JMdict
- Company type: Nonprofit
- Website type: Japanese dictionary
- Available in: English
- Website: www.edrdg.org/~smg/
- Commercial: No
- Current status: Perpetual work-in-progress

= JMdict =

Multilingual Japanese–English dictionary

JMdict (Japanese–Multilingual Dictionary) is a large machine-readable multilingual Japanese dictionary. As of March 2023, it contains Japanese–English translations for over 214,000 entries, representing 314,000 unique headword-reading combinations. The dictionary files are free to use with attribution (Creative Commons Attribution-ShareAlike) and have been widely adopted on the Internet and are used in many computer and smartphone applications. The project is considered a standard Japanese–English reference on the Internet and is used by the Unihan Database and several other Japanese–English projects.

==History==
The JMdict project was started by computational linguist Jim Breen in 1991 with the creation of EDICT (a plain text flat file in EUC-JP encoding), which was later expanded to a UTF-8-encoded XML file in 1999 as JMdict. The XML format allows for multiple surface forms of lexemes and multiple readings, as well as cross-references and annotations. It permits glosses in other languages and contains French, German, Russian, etc. translations for many entries.

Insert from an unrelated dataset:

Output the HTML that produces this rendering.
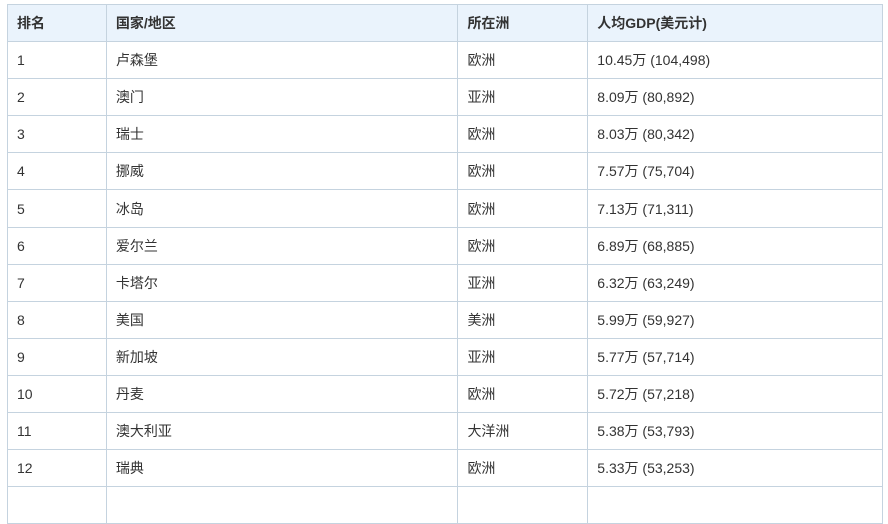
<!DOCTYPE html><html><head><meta charset="utf-8"><style>
body{margin:0;background:#fff;font-family:"Liberation Sans","Noto Sans CJK SC",sans-serif;overflow:hidden;height:489px}
table{position:absolute;left:7px;top:4px;border-collapse:collapse;width:876px;font-size:14px;color:#333;}
td,th{border:1px solid #c5d3df;padding:0 9px;text-align:left;height:36px;}
th{background:#eaf3fc;font-weight:bold;color:#333;height:36px;}
tr{height:37.1px}
</style></head><body>
<table>
<colgroup><col style="width:99px"><col style="width:352px"><col style="width:130px"><col style="width:295px"></colgroup>
<tr><th>排名</th><th>国家/地区</th><th>所在洲</th><th>人均GDP(美元计)</th></tr>
<tr><td>1</td><td>卢森堡</td><td>欧洲</td><td>10.45万 (104,498)</td></tr>
<tr><td>2</td><td>澳门</td><td>亚洲</td><td>8.09万 (80,892)</td></tr>
<tr><td>3</td><td>瑞士</td><td>欧洲</td><td>8.03万 (80,342)</td></tr>
<tr><td>4</td><td>挪威</td><td>欧洲</td><td>7.57万 (75,704)</td></tr>
<tr><td>5</td><td>冰岛</td><td>欧洲</td><td>7.13万 (71,311)</td></tr>
<tr><td>6</td><td>爱尔兰</td><td>欧洲</td><td>6.89万 (68,885)</td></tr>
<tr><td>7</td><td>卡塔尔</td><td>亚洲</td><td>6.32万 (63,249)</td></tr>
<tr><td>8</td><td>美国</td><td>美洲</td><td>5.99万 (59,927)</td></tr>
<tr><td>9</td><td>新加坡</td><td>亚洲</td><td>5.77万 (57,714)</td></tr>
<tr><td>10</td><td>丹麦</td><td>欧洲</td><td>5.72万 (57,218)</td></tr>
<tr><td>11</td><td>澳大利亚</td><td>大洋洲</td><td>5.38万 (53,793)</td></tr>
<tr><td>12</td><td>瑞典</td><td>欧洲</td><td>5.33万 (53,253)</td></tr>
<tr><td>&nbsp;</td><td></td><td></td><td></td></tr>
</table>
</body></html>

The original EDICT format is still being generated for systems that rely on that format. An expanded version, EDICT2, which permits an entry to contain multiple headwords and readings as well as cross-references and additional fields, is also produced and is used by several systems including the server for WWWJDIC, Breen's own online dictionary search tool. Versions of JMdict are also produced in the XML format used by Apple's "Dict" application and in the EPWING/JIS X 4081 format used by many Japanese electronic dictionary systems.

Since 1991, JMdict has been updated and expanded by many contributors. Since 2000, the JMdict project has been managed by the Electronic Dictionary Research and Development Group (EDRDG). In 2010, maintenance of the dictionary was moved to an online database system. The dictionary is managed by an editorial board including Breen and eight other editors.

From June 2021, a version of JMdict includes example sentences selected from the Tatoeba Corpus.

== Influence ==
EDICT has inspired other projects, including the CEDICT Chinese dictionary project started by Paul Denisowski in 1997, and the Japanese–German dictionary Wadoku.